WRITTEN REQUEST >>
Copy everything in the data below exactly except the pictures.

▼

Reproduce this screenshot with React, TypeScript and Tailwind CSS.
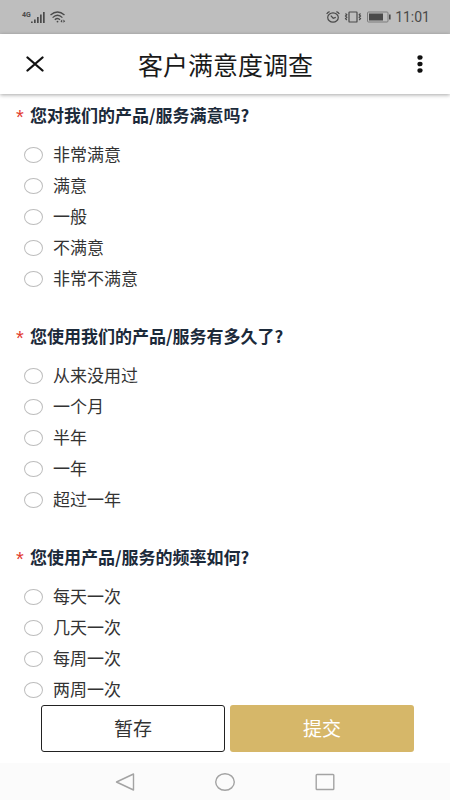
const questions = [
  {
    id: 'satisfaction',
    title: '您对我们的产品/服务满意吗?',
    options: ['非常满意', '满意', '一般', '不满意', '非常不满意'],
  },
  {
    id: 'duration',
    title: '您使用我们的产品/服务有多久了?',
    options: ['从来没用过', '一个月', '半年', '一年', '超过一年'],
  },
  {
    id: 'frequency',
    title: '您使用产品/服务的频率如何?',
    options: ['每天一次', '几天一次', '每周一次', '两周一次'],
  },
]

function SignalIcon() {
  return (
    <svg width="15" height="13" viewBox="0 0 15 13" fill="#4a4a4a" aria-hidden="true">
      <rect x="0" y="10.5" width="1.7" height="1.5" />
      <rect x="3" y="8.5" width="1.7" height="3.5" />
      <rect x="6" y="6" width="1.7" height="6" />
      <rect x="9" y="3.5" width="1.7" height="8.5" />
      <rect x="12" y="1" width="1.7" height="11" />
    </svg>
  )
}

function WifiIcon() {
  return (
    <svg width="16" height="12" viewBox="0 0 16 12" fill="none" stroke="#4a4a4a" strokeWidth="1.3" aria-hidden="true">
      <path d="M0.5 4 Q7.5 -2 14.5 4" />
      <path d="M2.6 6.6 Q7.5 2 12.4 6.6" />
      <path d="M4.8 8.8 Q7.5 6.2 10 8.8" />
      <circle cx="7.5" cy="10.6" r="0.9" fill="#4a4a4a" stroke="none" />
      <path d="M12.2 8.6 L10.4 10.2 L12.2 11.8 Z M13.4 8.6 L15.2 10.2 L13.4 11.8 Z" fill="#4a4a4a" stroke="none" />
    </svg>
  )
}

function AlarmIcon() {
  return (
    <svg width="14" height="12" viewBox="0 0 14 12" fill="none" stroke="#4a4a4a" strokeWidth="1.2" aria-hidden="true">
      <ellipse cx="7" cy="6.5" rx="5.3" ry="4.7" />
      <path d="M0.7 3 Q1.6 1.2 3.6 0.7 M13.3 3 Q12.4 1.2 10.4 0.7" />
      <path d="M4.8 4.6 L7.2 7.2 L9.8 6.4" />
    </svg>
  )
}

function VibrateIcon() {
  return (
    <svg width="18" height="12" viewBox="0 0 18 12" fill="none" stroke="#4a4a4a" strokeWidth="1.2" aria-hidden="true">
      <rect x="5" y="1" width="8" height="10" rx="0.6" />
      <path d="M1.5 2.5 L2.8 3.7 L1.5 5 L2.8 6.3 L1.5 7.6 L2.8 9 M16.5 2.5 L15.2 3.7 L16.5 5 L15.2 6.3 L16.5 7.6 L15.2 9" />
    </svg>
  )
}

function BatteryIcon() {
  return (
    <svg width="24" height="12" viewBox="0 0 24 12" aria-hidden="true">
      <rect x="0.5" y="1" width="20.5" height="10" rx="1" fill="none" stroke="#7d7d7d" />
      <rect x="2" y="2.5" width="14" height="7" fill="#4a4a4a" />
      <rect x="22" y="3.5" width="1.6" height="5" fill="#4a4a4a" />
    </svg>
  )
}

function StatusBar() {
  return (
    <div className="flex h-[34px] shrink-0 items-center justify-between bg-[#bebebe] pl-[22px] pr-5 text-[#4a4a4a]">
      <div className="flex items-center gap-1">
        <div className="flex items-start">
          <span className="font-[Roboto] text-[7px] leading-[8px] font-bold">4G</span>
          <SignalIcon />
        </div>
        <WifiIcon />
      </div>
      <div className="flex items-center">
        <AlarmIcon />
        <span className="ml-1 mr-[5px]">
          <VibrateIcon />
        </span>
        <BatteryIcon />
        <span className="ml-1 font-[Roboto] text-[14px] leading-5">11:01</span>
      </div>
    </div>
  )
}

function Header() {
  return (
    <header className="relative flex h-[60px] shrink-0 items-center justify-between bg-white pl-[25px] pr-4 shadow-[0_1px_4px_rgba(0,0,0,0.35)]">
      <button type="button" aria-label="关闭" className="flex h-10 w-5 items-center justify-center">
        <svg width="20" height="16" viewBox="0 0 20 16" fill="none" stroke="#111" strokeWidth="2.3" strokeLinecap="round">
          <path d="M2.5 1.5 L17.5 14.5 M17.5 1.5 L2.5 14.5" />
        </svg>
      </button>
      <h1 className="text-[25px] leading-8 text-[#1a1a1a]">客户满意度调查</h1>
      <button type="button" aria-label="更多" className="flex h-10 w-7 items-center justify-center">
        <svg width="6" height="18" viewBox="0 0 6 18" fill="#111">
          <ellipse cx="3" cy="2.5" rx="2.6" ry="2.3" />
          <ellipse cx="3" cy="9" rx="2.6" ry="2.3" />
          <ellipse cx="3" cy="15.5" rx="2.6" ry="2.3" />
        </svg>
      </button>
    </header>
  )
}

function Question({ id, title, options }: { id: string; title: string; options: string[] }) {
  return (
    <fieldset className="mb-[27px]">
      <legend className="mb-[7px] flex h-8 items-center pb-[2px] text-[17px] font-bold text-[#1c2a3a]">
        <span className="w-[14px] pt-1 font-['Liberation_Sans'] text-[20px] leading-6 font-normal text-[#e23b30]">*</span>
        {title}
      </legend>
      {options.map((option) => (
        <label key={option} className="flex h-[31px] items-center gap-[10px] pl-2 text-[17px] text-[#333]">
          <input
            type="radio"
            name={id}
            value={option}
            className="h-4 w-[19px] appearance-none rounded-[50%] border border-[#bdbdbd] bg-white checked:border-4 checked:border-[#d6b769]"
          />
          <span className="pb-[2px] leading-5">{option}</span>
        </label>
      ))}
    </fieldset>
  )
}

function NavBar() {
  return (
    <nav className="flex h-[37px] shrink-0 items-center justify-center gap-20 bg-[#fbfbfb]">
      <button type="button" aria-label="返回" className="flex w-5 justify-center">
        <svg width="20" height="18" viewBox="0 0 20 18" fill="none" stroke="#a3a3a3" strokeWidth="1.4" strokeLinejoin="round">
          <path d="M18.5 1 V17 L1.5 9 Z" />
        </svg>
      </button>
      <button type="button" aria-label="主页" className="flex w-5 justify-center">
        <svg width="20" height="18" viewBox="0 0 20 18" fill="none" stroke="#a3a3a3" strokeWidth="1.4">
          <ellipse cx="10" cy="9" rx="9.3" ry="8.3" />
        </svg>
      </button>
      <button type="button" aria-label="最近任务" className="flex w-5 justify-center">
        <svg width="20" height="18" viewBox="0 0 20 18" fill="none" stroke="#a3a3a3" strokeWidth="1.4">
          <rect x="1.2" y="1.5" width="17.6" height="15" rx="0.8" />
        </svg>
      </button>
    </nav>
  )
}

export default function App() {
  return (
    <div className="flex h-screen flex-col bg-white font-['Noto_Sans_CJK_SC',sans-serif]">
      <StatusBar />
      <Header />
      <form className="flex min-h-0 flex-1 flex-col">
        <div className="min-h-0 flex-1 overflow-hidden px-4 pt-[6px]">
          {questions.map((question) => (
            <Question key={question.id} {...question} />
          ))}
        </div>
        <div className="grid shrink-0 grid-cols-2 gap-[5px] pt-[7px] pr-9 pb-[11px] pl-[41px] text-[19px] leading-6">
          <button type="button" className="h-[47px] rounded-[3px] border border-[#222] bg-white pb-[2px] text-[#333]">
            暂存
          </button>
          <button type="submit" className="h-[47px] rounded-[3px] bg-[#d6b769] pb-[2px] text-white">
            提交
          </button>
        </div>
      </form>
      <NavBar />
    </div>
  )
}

▲

FULL OUTPUT >>
Reproduce this screenshot with React, TypeScript and Tailwind CSS.
const questions = [
  {
    id: 'satisfaction',
    title: '您对我们的产品/服务满意吗?',
    options: ['非常满意', '满意', '一般', '不满意', '非常不满意'],
  },
  {
    id: 'duration',
    title: '您使用我们的产品/服务有多久了?',
    options: ['从来没用过', '一个月', '半年', '一年', '超过一年'],
  },
  {
    id: 'frequency',
    title: '您使用产品/服务的频率如何?',
    options: ['每天一次', '几天一次', '每周一次', '两周一次'],
  },
]

function SignalIcon() {
  return (
    <svg width="15" height="13" viewBox="0 0 15 13" fill="#4a4a4a" aria-hidden="true">
      <rect x="0" y="10.5" width="1.7" height="1.5" />
      <rect x="3" y="8.5" width="1.7" height="3.5" />
      <rect x="6" y="6" width="1.7" height="6" />
      <rect x="9" y="3.5" width="1.7" height="8.5" />
      <rect x="12" y="1" width="1.7" height="11" />
    </svg>
  )
}

function WifiIcon() {
  return (
    <svg width="16" height="12" viewBox="0 0 16 12" fill="none" stroke="#4a4a4a" strokeWidth="1.3" aria-hidden="true">
      <path d="M0.5 4 Q7.5 -2 14.5 4" />
      <path d="M2.6 6.6 Q7.5 2 12.4 6.6" />
      <path d="M4.8 8.8 Q7.5 6.2 10 8.8" />
      <circle cx="7.5" cy="10.6" r="0.9" fill="#4a4a4a" stroke="none" />
      <path d="M12.2 8.6 L10.4 10.2 L12.2 11.8 Z M13.4 8.6 L15.2 10.2 L13.4 11.8 Z" fill="#4a4a4a" stroke="none" />
    </svg>
  )
}

function AlarmIcon() {
  return (
    <svg width="14" height="12" viewBox="0 0 14 12" fill="none" stroke="#4a4a4a" strokeWidth="1.2" aria-hidden="true">
      <ellipse cx="7" cy="6.5" rx="5.3" ry="4.7" />
      <path d="M0.7 3 Q1.6 1.2 3.6 0.7 M13.3 3 Q12.4 1.2 10.4 0.7" />
      <path d="M4.8 4.6 L7.2 7.2 L9.8 6.4" />
    </svg>
  )
}

function VibrateIcon() {
  return (
    <svg width="18" height="12" viewBox="0 0 18 12" fill="none" stroke="#4a4a4a" strokeWidth="1.2" aria-hidden="true">
      <rect x="5" y="1" width="8" height="10" rx="0.6" />
      <path d="M1.5 2.5 L2.8 3.7 L1.5 5 L2.8 6.3 L1.5 7.6 L2.8 9 M16.5 2.5 L15.2 3.7 L16.5 5 L15.2 6.3 L16.5 7.6 L15.2 9" />
    </svg>
  )
}

function BatteryIcon() {
  return (
    <svg width="24" height="12" viewBox="0 0 24 12" aria-hidden="true">
      <rect x="0.5" y="1" width="20.5" height="10" rx="1" fill="none" stroke="#7d7d7d" />
      <rect x="2" y="2.5" width="14" height="7" fill="#4a4a4a" />
      <rect x="22" y="3.5" width="1.6" height="5" fill="#4a4a4a" />
    </svg>
  )
}

function StatusBar() {
  return (
    <div className="flex h-[34px] shrink-0 items-center justify-between bg-[#bebebe] pl-[22px] pr-5 text-[#4a4a4a]">
      <div className="flex items-center gap-1">
        <div className="flex items-start">
          <span className="font-[Roboto] text-[7px] leading-[8px] font-bold">4G</span>
          <SignalIcon />
        </div>
        <WifiIcon />
      </div>
      <div className="flex items-center">
        <AlarmIcon />
        <span className="ml-1 mr-[5px]">
          <VibrateIcon />
        </span>
        <BatteryIcon />
        <span className="ml-1 font-[Roboto] text-[14px] leading-5">11:01</span>
      </div>
    </div>
  )
}

function Header() {
  return (
    <header className="relative flex h-[60px] shrink-0 items-center justify-between bg-white pl-[25px] pr-4 shadow-[0_1px_4px_rgba(0,0,0,0.35)]">
      <button type="button" aria-label="关闭" className="flex h-10 w-5 items-center justify-center">
        <svg width="20" height="16" viewBox="0 0 20 16" fill="none" stroke="#111" strokeWidth="2.3" strokeLinecap="round">
          <path d="M2.5 1.5 L17.5 14.5 M17.5 1.5 L2.5 14.5" />
        </svg>
      </button>
      <h1 className="text-[25px] leading-8 text-[#1a1a1a]">客户满意度调查</h1>
      <button type="button" aria-label="更多" className="flex h-10 w-7 items-center justify-center">
        <svg width="6" height="18" viewBox="0 0 6 18" fill="#111">
          <ellipse cx="3" cy="2.5" rx="2.6" ry="2.3" />
          <ellipse cx="3" cy="9" rx="2.6" ry="2.3" />
          <ellipse cx="3" cy="15.5" rx="2.6" ry="2.3" />
        </svg>
      </button>
    </header>
  )
}

function Question({ id, title, options }: { id: string; title: string; options: string[] }) {
  return (
    <fieldset className="mb-[27px]">
      <legend className="mb-[7px] flex h-8 items-center pb-[2px] text-[17px] font-bold text-[#1c2a3a]">
        <span className="w-[14px] pt-1 font-['Liberation_Sans'] text-[20px] leading-6 font-normal text-[#e23b30]">*</span>
        {title}
      </legend>
      {options.map((option) => (
        <label key={option} className="flex h-[31px] items-center gap-[10px] pl-2 text-[17px] text-[#333]">
          <input
            type="radio"
            name={id}
            value={option}
            className="h-4 w-[19px] appearance-none rounded-[50%] border border-[#bdbdbd] bg-white checked:border-4 checked:border-[#d6b769]"
          />
          <span className="pb-[2px] leading-5">{option}</span>
        </label>
      ))}
    </fieldset>
  )
}

function NavBar() {
  return (
    <nav className="flex h-[37px] shrink-0 items-center justify-center gap-20 bg-[#fbfbfb]">
      <button type="button" aria-label="返回" className="flex w-5 justify-center">
        <svg width="20" height="18" viewBox="0 0 20 18" fill="none" stroke="#a3a3a3" strokeWidth="1.4" strokeLinejoin="round">
          <path d="M18.5 1 V17 L1.5 9 Z" />
        </svg>
      </button>
      <button type="button" aria-label="主页" className="flex w-5 justify-center">
        <svg width="20" height="18" viewBox="0 0 20 18" fill="none" stroke="#a3a3a3" strokeWidth="1.4">
          <ellipse cx="10" cy="9" rx="9.3" ry="8.3" />
        </svg>
      </button>
      <button type="button" aria-label="最近任务" className="flex w-5 justify-center">
        <svg width="20" height="18" viewBox="0 0 20 18" fill="none" stroke="#a3a3a3" strokeWidth="1.4">
          <rect x="1.2" y="1.5" width="17.6" height="15" rx="0.8" />
        </svg>
      </button>
    </nav>
  )
}

export default function App() {
  return (
    <div className="flex h-screen flex-col bg-white font-['Noto_Sans_CJK_SC',sans-serif]">
      <StatusBar />
      <Header />
      <form className="flex min-h-0 flex-1 flex-col">
        <div className="min-h-0 flex-1 overflow-hidden px-4 pt-[6px]">
          {questions.map((question) => (
            <Question key={question.id} {...question} />
          ))}
        </div>
        <div className="grid shrink-0 grid-cols-2 gap-[5px] pt-[7px] pr-9 pb-[11px] pl-[41px] text-[19px] leading-6">
          <button type="button" className="h-[47px] rounded-[3px] border border-[#222] bg-white pb-[2px] text-[#333]">
            暂存
          </button>
          <button type="submit" className="h-[47px] rounded-[3px] bg-[#d6b769] pb-[2px] text-white">
            提交
          </button>
        </div>
      </form>
      <NavBar />
    </div>
  )
}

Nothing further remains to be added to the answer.